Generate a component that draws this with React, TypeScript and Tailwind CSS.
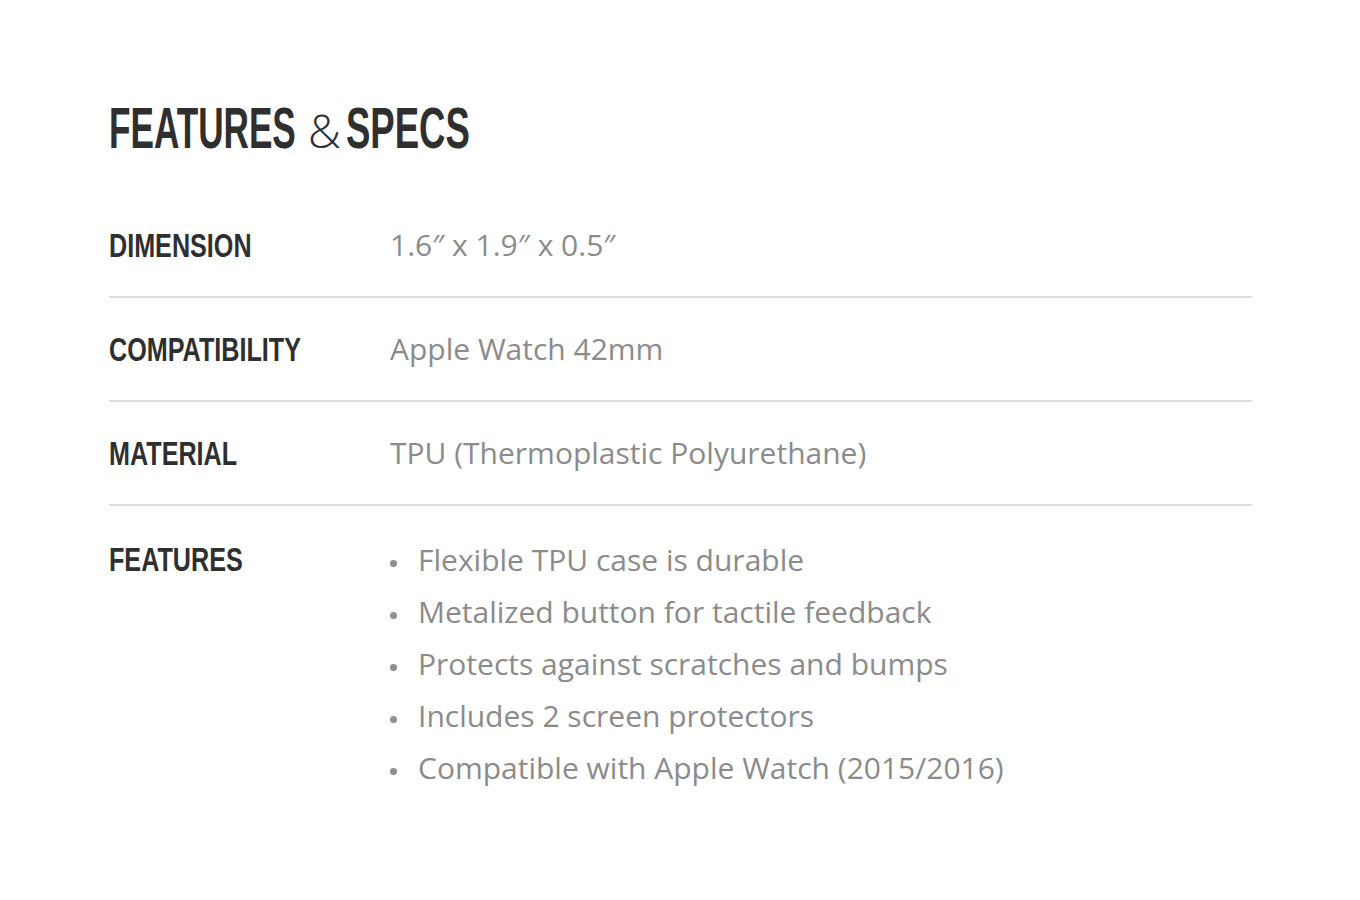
const specs = [
  { label: 'DIMENSION', value: '1.6\u2033 x 1.9\u2033 x 0.5\u2033' },
  { label: 'COMPATIBILITY', value: 'Apple Watch 42mm' },
  { label: 'MATERIAL', value: 'TPU (Thermoplastic Polyurethane)' },
];

const features = [
  'Flexible TPU case is durable',
  'Metalized button for tactile feedback',
  'Protects against scratches and bumps',
  'Includes 2 screen protectors',
  'Compatible with Apple Watch (2015/2016)',
];

// condensed display face is faked with a horizontal squeeze
const condensed =
  "inline-block origin-left whitespace-nowrap font-['Liberation_Sans_Narrow','Liberation_Sans',Arial,sans-serif] font-bold";

const labelCls = `${condensed} scale-x-[0.74] text-[34px] leading-[38px] text-[#2f2f2f]`;

export default function App() {
  return (
    <div className="min-h-[900px] bg-white pl-[109px] pr-[108px] pt-[97px] font-['Open_Sans',sans-serif]">
      <h2 className="mb-[39px] flex h-[58px] items-baseline text-[58px] leading-none text-[#2f2f2f]">
        <span className="w-[189px] shrink-0">
          <span className={`${condensed} scale-x-[0.606]`}>FEATURES</span>
        </span>
        <span className="ml-[10px] w-[31px] shrink-0 font-['Open_Sans',sans-serif] text-[46px] font-light">&amp;</span>
        <span className="ml-[7px] w-[124px] shrink-0">
          <span className={`${condensed} scale-x-[0.63]`}>SPECS</span>
        </span>
      </h2>

      <div className="flex flex-col">
        {specs.map((s) => (
          <div
            key={s.label}
            className="grid h-[104px] grid-cols-[281px_1fr] items-center border-b-2 border-[#dedede]"
          >
            <span className={labelCls}>{s.label}</span>
            <span className="text-[30px] leading-[38px] text-[#8b8b8b]">{s.value}</span>
          </div>
        ))}
        <div className="grid grid-cols-[281px_1fr] items-start pt-[28px]">
          <span className={`${labelCls} mt-[6px]`}>FEATURES</span>
          <ul className="flex flex-col">
            {features.map((f) => (
              <li key={f} className="flex items-center text-[30px] leading-[52px] text-[#8b8b8b]">
                <span className="mr-[21px] mt-[7px] h-[7px] w-[7px] shrink-0 rounded-full bg-[#909090]" />
                {f}
              </li>
            ))}
          </ul>
        </div>
      </div>
    </div>
  );
}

§ **EXERCISE OBJECTIVE**:
Output the data above without changes, apart from leaving out the pictures.

§ **EXERCISE ANSWER**:
Generate a component that draws this with React, TypeScript and Tailwind CSS.
const specs = [
  { label: 'DIMENSION', value: '1.6\u2033 x 1.9\u2033 x 0.5\u2033' },
  { label: 'COMPATIBILITY', value: 'Apple Watch 42mm' },
  { label: 'MATERIAL', value: 'TPU (Thermoplastic Polyurethane)' },
];

const features = [
  'Flexible TPU case is durable',
  'Metalized button for tactile feedback',
  'Protects against scratches and bumps',
  'Includes 2 screen protectors',
  'Compatible with Apple Watch (2015/2016)',
];

// condensed display face is faked with a horizontal squeeze
const condensed =
  "inline-block origin-left whitespace-nowrap font-['Liberation_Sans_Narrow','Liberation_Sans',Arial,sans-serif] font-bold";

const labelCls = `${condensed} scale-x-[0.74] text-[34px] leading-[38px] text-[#2f2f2f]`;

export default function App() {
  return (
    <div className="min-h-[900px] bg-white pl-[109px] pr-[108px] pt-[97px] font-['Open_Sans',sans-serif]">
      <h2 className="mb-[39px] flex h-[58px] items-baseline text-[58px] leading-none text-[#2f2f2f]">
        <span className="w-[189px] shrink-0">
          <span className={`${condensed} scale-x-[0.606]`}>FEATURES</span>
        </span>
        <span className="ml-[10px] w-[31px] shrink-0 font-['Open_Sans',sans-serif] text-[46px] font-light">&amp;</span>
        <span className="ml-[7px] w-[124px] shrink-0">
          <span className={`${condensed} scale-x-[0.63]`}>SPECS</span>
        </span>
      </h2>

      <div className="flex flex-col">
        {specs.map((s) => (
          <div
            key={s.label}
            className="grid h-[104px] grid-cols-[281px_1fr] items-center border-b-2 border-[#dedede]"
          >
            <span className={labelCls}>{s.label}</span>
            <span className="text-[30px] leading-[38px] text-[#8b8b8b]">{s.value}</span>
          </div>
        ))}
        <div className="grid grid-cols-[281px_1fr] items-start pt-[28px]">
          <span className={`${labelCls} mt-[6px]`}>FEATURES</span>
          <ul className="flex flex-col">
            {features.map((f) => (
              <li key={f} className="flex items-center text-[30px] leading-[52px] text-[#8b8b8b]">
                <span className="mr-[21px] mt-[7px] h-[7px] w-[7px] shrink-0 rounded-full bg-[#909090]" />
                {f}
              </li>
            ))}
          </ul>
        </div>
      </div>
    </div>
  );
}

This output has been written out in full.